News

Welcome to End Point’s blog

Ongoing observations by End Point people

Saving time with generate_series()

I was giving a presentation once on various SQL constructs, and, borrowing an analogy I'd seen elsewhere, described PostgreSQL's generate_series() function as something you might use in places where, in some other language, you'd use a FOR loop. One attendee asked, "So, why would you ever want a FOR loop in a SQL query?" A fair question, and one that I answered using examples later in the presentation.
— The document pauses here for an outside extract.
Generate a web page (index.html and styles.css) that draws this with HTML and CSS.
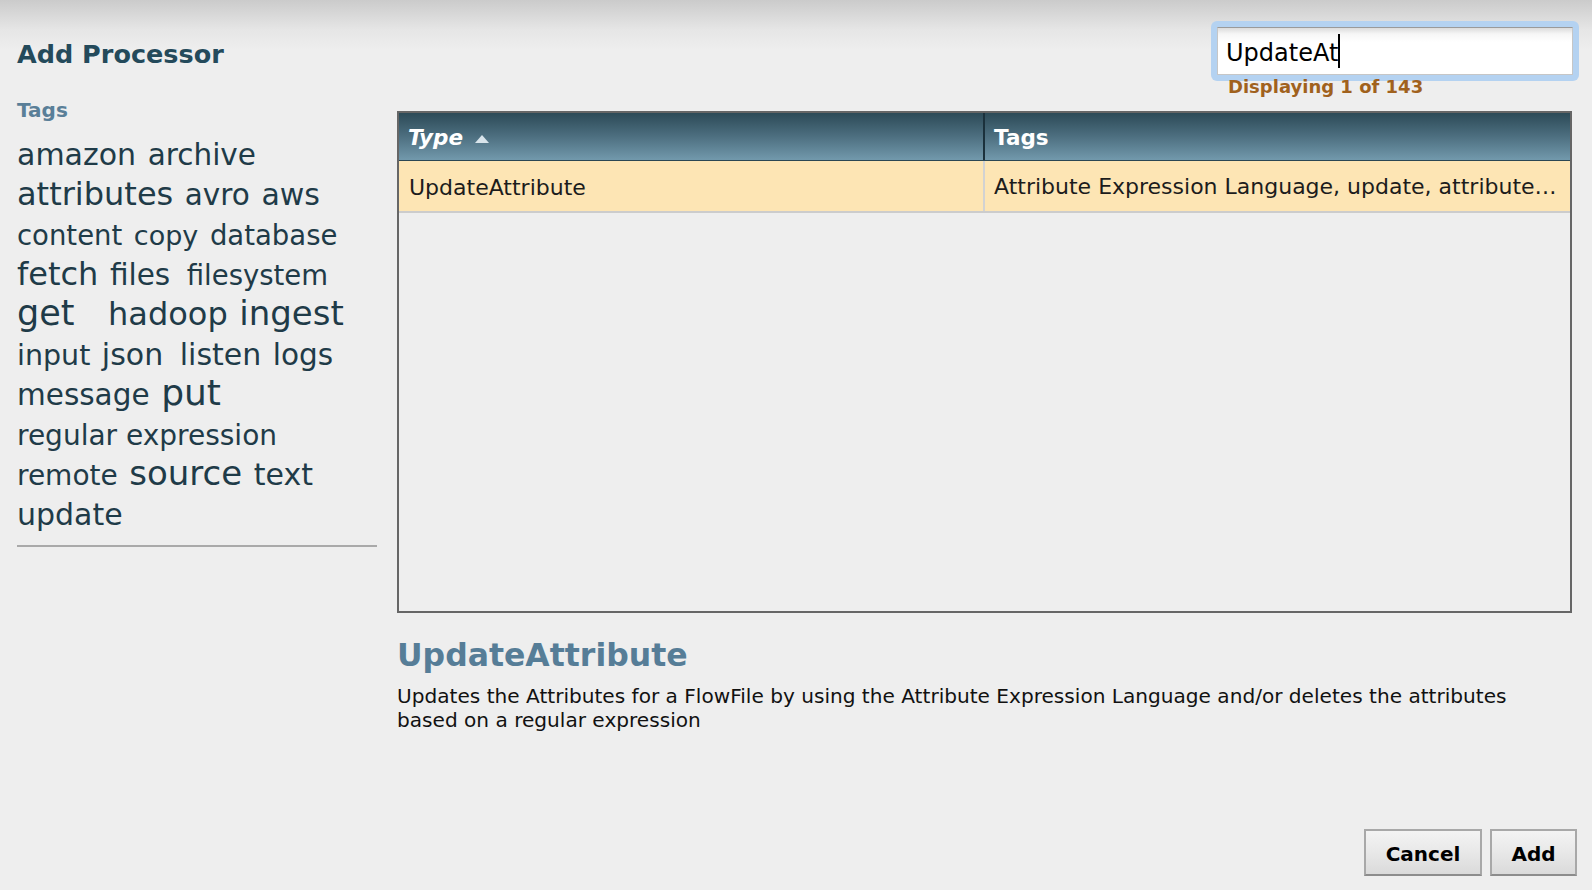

Another such example showed up recently on a client's system where the ORM was trying to be helpful, and chose a really bad query to do it.

The application in question was trying to display a list of records, and allow the user to search through them, modify them, filter them, etc. Since the ORM knew users might filter on a date-based field, it wanted to present a list of years containing valid records. So it did this:

SELECT DISTINCT DATE_TRUNC('year', some_date_field) FROM some_table;

In fairness to the ORM, this query wouldn't be so bad if some_table only had a few hundred or thousand rows. But in our case it has several tens of millions. This query results in a sequential scan of each of those records, in order to build a list of, as it turns out, about fifty total years. There must be a better way...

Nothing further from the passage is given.